‘Armageddon in slow motion’ is coming

Maya Amjadi/News Editor

You can deny that you’re an environmentalist but you cannot deny the fact that you need oxygen to survive. Global warming is a real and urgent matter. The planet as we know it will not be around for much longer. Recurring evidence supporting the phenomenon has been accepted by so many scientists that even leading gas companies including BP and Shell acknowledged global warming by pulling out of the Global Climate Coalition (which lobbied against the publication of global warming), knowing that it would hurt their image. Being unable to recognize global warming as reality at this point is shameful.

Politicians can’t agree to do anything beneficial as the fate of our planet nears disaster. President Obama has failed to tighten legislation regulating air pollution, smog and carbon dioxide emissions. However, the Republican candidates’ energy plans are horrifying compared to Obama’s shortcomings. Although global warming is the biggest problem we face, none of the Republican presidential candidates have energy plans that outline ways to reduce emissions or stop the drilling. In fact, they state the opposite. Presidential candidate Mitt Romney intends to get rid of the Clean Air Act and loosen environmental policies so that coal and oil companies will have less regulations. Presidential candidate Ron Paul intends to remove restrictions on drilling, make it easier to use coal and nuclear energy and calls for an immediate 30 percent reduction in discretionary spending for the Environmental Protection Agency (EPA). His plan states that he wants to eventually eliminate the EPA for good.

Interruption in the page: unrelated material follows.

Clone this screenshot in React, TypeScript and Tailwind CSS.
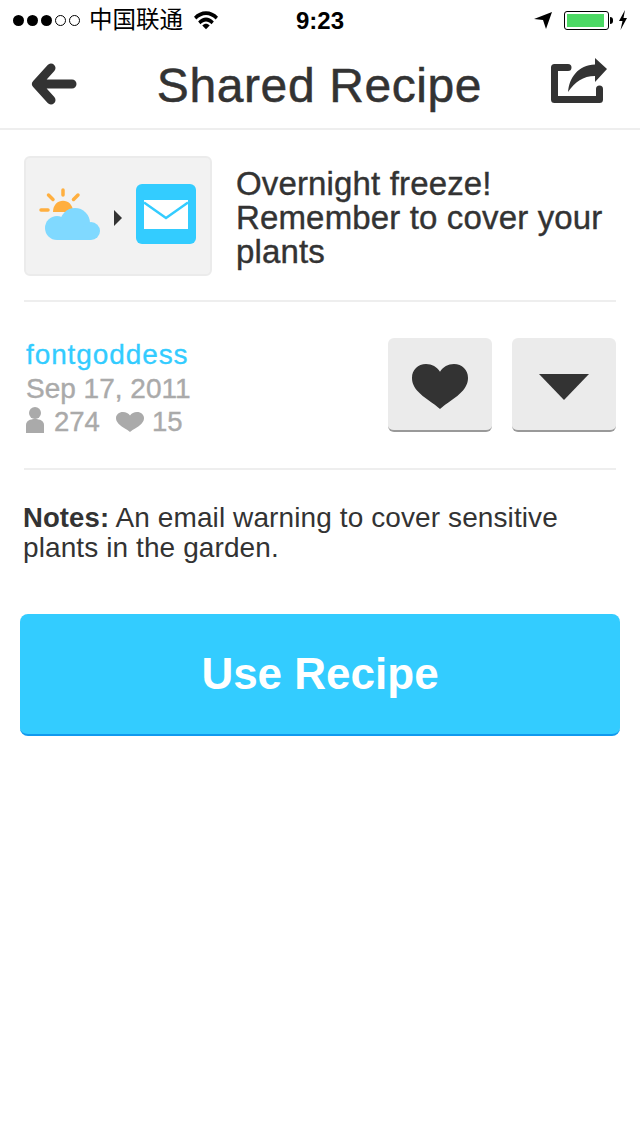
const font = { fontFamily: "'Liberation Sans', 'Noto Sans CJK SC', sans-serif" };

function Heart({ className }: { className: string }) {
  return (
    <svg viewBox="0 0 56 46" preserveAspectRatio="none" className={className} fill="currentColor">
      <path d="M28 46 C22 40 12 35 5 27 C1 22 0 18 0 14 C0 6 6 0 14 0 C20 0 25 3 28 8 C31 3 36 0 42 0 C50 0 56 6 56 14 C56 18 55 22 51 27 C44 35 34 40 28 46 Z" />
    </svg>
  );
}

function StatusBar() {
  return (
    <div className="relative flex h-10 items-center text-black">
      <div className="flex items-center pl-[13px]">
        {[0, 1, 2].map((i) => (
          <span key={i} className="mr-[3px] h-[11px] w-[11px] rounded-full bg-black" />
        ))}
        {[0, 1].map((i) => (
          <span key={i} className="mr-[3px] h-[11px] w-[11px] rounded-full border border-black" />
        ))}
        <span className="ml-[6px] pt-[2px] text-[23.500px] leading-none">中国联通</span>
        <svg viewBox="0 0 26 20" className="ml-[11px] h-5 w-[24px]">
          <path d="M0 6.500 C7 -1.500 19 -1.500 26 6.500 L23.500 9.500 C17 3 9 3 2.500 9.500 Z" fill="#000" />
          <path d="M4.500 11.500 C10 6 16 6 21.500 11.500 L19 14.500 C15 10.500 11 10.500 7 14.500 Z" fill="#000" />
          <path d="M9 16 C11.500 13.500 14.500 13.500 17 16 L13 20 Z" fill="#000" />
        </svg>
      </div>
      <span className="absolute left-0 right-0 pt-[2px] text-center text-[24px] font-bold leading-none">9:23</span>
      <div className="ml-auto flex items-center pr-[12px]">
        <svg viewBox="0 0 20 20" className="mr-[11px] h-5 w-5">
          <path d="M1 9 L19 2 L13 19 L10 10 Z" fill="#000" />
        </svg>
        <div className="h-[19px] w-[45px] rounded-[3px] border border-black p-[2px]">
          <div className="h-full w-[37px] bg-[#4cd964]" />
        </div>
        <span className="ml-[1px] h-[7px] w-[3px] rounded-r-full bg-black" />
        <svg viewBox="0 0 10 20" className="ml-[5px] h-5 w-[10px]">
          <path d="M7 0 L1 11 L4.500 11 L2.500 20 L9 8 L5.500 8 Z" fill="#000" />
        </svg>
      </div>
    </div>
  );
}

function NavBar() {
  return (
    <div className="flex h-[90px] items-center justify-between border-b-2 border-[#eeeeee] pl-[31px] pr-[33px] pt-[4px] text-[#333333]">
      <svg viewBox="0 0 46 42" className="mb-[4px] h-[42px] w-[46px]">
        <path d="M20 5 L5.500 21 L20 37 M6 21 L41 21" fill="none" stroke="#333333" strokeWidth="9" strokeLinecap="round" strokeLinejoin="round" />
      </svg>
      <h1 className="ml-[11px] text-[48px] leading-none tracking-[0.6px] [-webkit-text-stroke:0.5px_#333333]">Shared Recipe</h1>
      <svg viewBox="0 0 56 46" className="mb-[10px] h-[46px] w-[56px]">
        <path d="M17 9.500 L3.500 9.500 L3.500 41.500 L48.500 41.500 L48.500 31" fill="none" stroke="#333333" strokeWidth="7" strokeLinecap="round" strokeLinejoin="round" />
        <path d="M17 34 C18 20 27 7 44 6.500 L44 0 L56 11 L44 24 L44 18 C32 18 24 24 17 34 Z" fill="#333333" />
      </svg>
    </div>
  );
}

function RecipeCard() {
  return (
    <div className="flex h-[120px] w-[188px] shrink-0 items-center rounded-[6px] border-2 border-[#ebebeb] bg-[#f2f2f2] pl-[12px]">
      <svg viewBox="38 186 64 60" className="h-[60px] w-[64px]">
        <g stroke="#ffaf3f" strokeWidth="3.500" strokeLinecap="round">
          <path d="M63 190 L63 195" />
          <path d="M48.500 195 L53 199.500" />
          <path d="M78 195 L73.500 199.500" />
          <path d="M41 210 L48 210" />
        </g>
        <path d="M53 212 C53 197 73 197 73 212 Z" fill="#ffaf3f" />
        <g fill="#80d9ff">
          <circle cx="57" cy="228" r="12" />
          <circle cx="75" cy="223" r="15" />
          <circle cx="91" cy="231" r="9" />
          <rect x="57" y="228" width="34" height="12" />
        </g>
      </svg>
      <span className="ml-[12px] mt-[4px] h-0 w-0 border-y-[8px] border-l-[8px] border-y-transparent border-l-[#333333]" />
      <div className="mb-[4px] ml-[14px] flex h-[60px] w-[60px] items-center justify-center rounded-[6px] bg-[#33ccff]">
        <svg viewBox="0 0 44 29" className="h-[29px] w-[44px]">
          <path d="M0 0 H44 V29 H0 Z" fill="#ffffff" />
          <path d="M0 2.500 L22 18 L44 2.500" fill="none" stroke="#33ccff" strokeWidth="2.500" />
        </svg>
      </div>
    </div>
  );
}

function SquareButton({ children }: { children: React.ReactNode }) {
  return (
    <button className="flex h-[94px] w-[104px] items-center justify-center rounded-[6px] border-b-2 border-[#999999] bg-[#ebebeb] text-[#333333]">
      {children}
    </button>
  );
}

function App() {
  return (
    <div style={font} className="min-h-[1136px] bg-white">
      <StatusBar />
      <NavBar />
      <div className="mx-6 flex border-b-2 border-[#eeeeee] pb-6 pt-[26px]">
        <RecipeCard />
        <p className="ml-6 mt-[11px] text-[33px] leading-[34px] tracking-[0.15px] text-[#333333] [-webkit-text-stroke:0.4px_#333333]">
          Overnight freeze! Remember to cover your plants
        </p>
      </div>
      <div className="mx-6 flex justify-between border-b-2 border-[#eeeeee] py-[36px]">
        <div className="h-[94px] pl-[2px] pt-[1px]">
          <div className="text-[28px] leading-[32px] tracking-[0.9px] text-[#33ccff] [-webkit-text-stroke:0.3px_#33ccff]">fontgoddess</div>
          <div className="text-[28px] leading-[36px] text-[#aaaaaa] [-webkit-text-stroke:0.4px_#aaaaaa]">Sep 17, 2011</div>
          <div className="flex h-[30px] items-center text-[27.500px] leading-none text-[#aaaaaa] [-webkit-text-stroke:0.4px_#aaaaaa]">
            <svg viewBox="0 0 18 26" className="mb-[4px] h-[26px] w-[18px]">
              <circle cx="9" cy="6" r="6" fill="#aaaaaa" />
              <path d="M0 26 L0 18 C0 14 4 12 9 12 C14 12 18 14 18 18 L18 26 Z" fill="#aaaaaa" />
            </svg>
            <span className="ml-[10px]">274</span>
            <Heart className="ml-[16px] h-[20px] w-[28px] text-[#aaaaaa]" />
            <span className="ml-[8px]">15</span>
          </div>
        </div>
        <div className="flex gap-5">
          <SquareButton>
            <Heart className="mt-[4px] h-[45px] w-[56px]" />
          </SquareButton>
          <SquareButton>
            <span className="mt-[6px] h-0 w-0 border-x-[25px] border-t-[26px] border-x-transparent border-t-[#333333]" />
          </SquareButton>
        </div>
      </div>
      <p className="mx-[23px] mt-[33px] text-[28px] leading-[30px] tracking-[0.1px] text-[#333333]">
        <b className="text-[27.500px]">Notes:</b> An email warning to cover sensitive plants in the garden.
      </p>
      <button className="mx-5 mt-[51px] flex h-[122px] w-[600px] items-center justify-center rounded-[8px] border-b-2 border-[#1199ee] bg-[#33ccff] text-[44px] font-bold text-white">
        Use Recipe
      </button>
    </div>
  );
}

export default App;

These views will make it impossible to establish a cleaner and greener environment. Although drilling options may create an immediate abundance of jobs, they do not benefit the future of our nation or the world. Green energy is more expensive but 230,000 lives are predicted to be saved from the Clean Air Act by 2020. We need to focus on our planet and stop the growing pollutant patterns.

The United States considers itself a strong and developed leading county, yet we cower at the mention of “reducing green house emissions.” We are losing our lead as a country because we have taken insufficient steps to stop the emissions, while we remain neck-and-neck with China for the position of largest polluter in the world. In 2001, President Bush opposed the Kyoto Protocol (which required all industrialized nations to reduce overall emissions by 5.2 percent from the 1990 levels for 2008 through 2012). Our nation was blinded by its competitive nature when Bush reasoned that India and China were unaffected by the Kyoto Protocol and would increase their emissions. Ignoring the basic statistics, he did not address that the United States accounted for a quarter of the world’s carbon dioxide emissions while only accounting for 4 percent of the population. On a per capita basis, the total carbon dioxide emissions of a single citizen from the United States is 19 times that of an Indian’s.

We cannot escape the daunting truth. Global warming is not an abstract issue for the future, and it’s not just killing polar bears. Over 641 Americans died in natural disasters in 2011 alone. In fact, 2011 set a record for the most billion-dollar disasters recorded in history. These are caused by climate change due to global warming.

Some scientists have concluded that we are past the point of no return and cannot undo the damage we have done. I still have hope that we can stop global warming, but we had better get a move on before more natural disasters prove these scientists right.